I didn't enjoy Getaway's garish, overloud DTS-HD Master Audio 5.1 surround track either, but again, so goes the film. LFE output is perhaps the highlight of the entire presentation, with enough power under the hood to bring the chase sequences roaring to some semblance of life. The rear speakers are a bit less reliable but no less engaging, with several immersive stretches that sell the illusion of the vehicular chaos. Dialogue is front and center all the while, with relatively clear, well-prioritized voices and plenty of wild in-car effects peppering the action. It's all mind-numbingly noisy, of course, with little in the way of nuance or a deft touch. But anyone who enjoys the film will most certainly lap up every crash, smash and throaty throttle Solomon tosses fans' way.


Getaway Blu-ray Movie, Special Features and Extras  1.0 of 5

The Blu-ray release of Getaway offers five HD mini-featurettes -- "Crash Cams," "Destroying a Custom Shelby," "The Train Station," "Metal and Asphalt" and "Selena Gomez" -- but each one clocks in at a few seconds over a minute a piece, making for a strangely abbreviated six-minute supplemental package.

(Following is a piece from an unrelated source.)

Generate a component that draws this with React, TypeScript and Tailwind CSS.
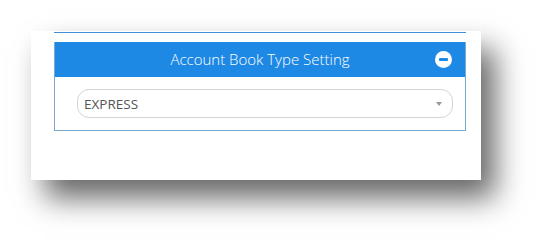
export default function App() {
  return (
    <div className="w-[546px] h-[245px] bg-white overflow-hidden pl-[31px] pt-[31px] font-['Open_Sans',sans-serif]">
      <div className="w-[450px] h-[149px] bg-white shadow-[14px_18px_28px_rgba(0,0,0,0.6)] pl-[23px] pr-[15px] pt-[1px]">
        {/* bottom edge of the previous panel */}
        <div className="h-px bg-[#3f8fd9]" />

        <div className="mt-[9px] border border-t-0 border-[#7aa9cf]">
          <div className="relative h-[35px] bg-[#1e88e5] flex items-center justify-center">
            <span className="text-white text-[15px] font-light">
              Account Book Type Setting
            </span>
            <span className="absolute right-[13px] top-[9px] w-[17px] h-[17px] rounded-full bg-white flex items-center justify-center">
              <span className="w-[9px] h-[3px] bg-[#1e88e5] rounded-[1px]" />
            </span>
          </div>

          <div className="pl-[22px] pr-[12px] pt-[12px] pb-[12px]">
            <div className="h-[29px] rounded-[12px] border border-[#d4d4d4] flex items-center justify-between pl-[6px] pr-[10px]">
              <span className="text-[13.5px] text-[#555] pt-px">EXPRESS</span>
              <span className="w-0 h-0 border-l-[3.5px] border-r-[3.5px] border-t-[4px] border-l-transparent border-r-transparent border-t-[#999]" />
            </div>
          </div>
        </div>
      </div>
    </div>
  );
}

Getaway Blu-ray Movie, Overall Score and Recommendation  2.5 of 5

Getaway is hands down the worst movie I've sat through in 2013. Maybe even in the last few years. It reaches for memorability, but comes up so short it will only be remembered for being so awful. I'm sure someone, somewhere will have a blast with it, and I'm happy you're out there. It means a film like this will find an audience, no matter how small, and at least lend some value to its existence. Thankfully, Warner's Blu-ray will please the fans Solomon's misfire assembles. Its video presentation isn't pretty but it's fairly faithful and its DTS-HD Master Audio 5.1 surround track delivers high-octane thrills. Its supplemental package is a six-minute wash, but so it goes with box office bombs. I'd recommend renting this one if you can't resist seeing for yourself. Keep that hard-earned cash in your pocket until you know for sure whether Getaway's brand of brainlessness is to your liking.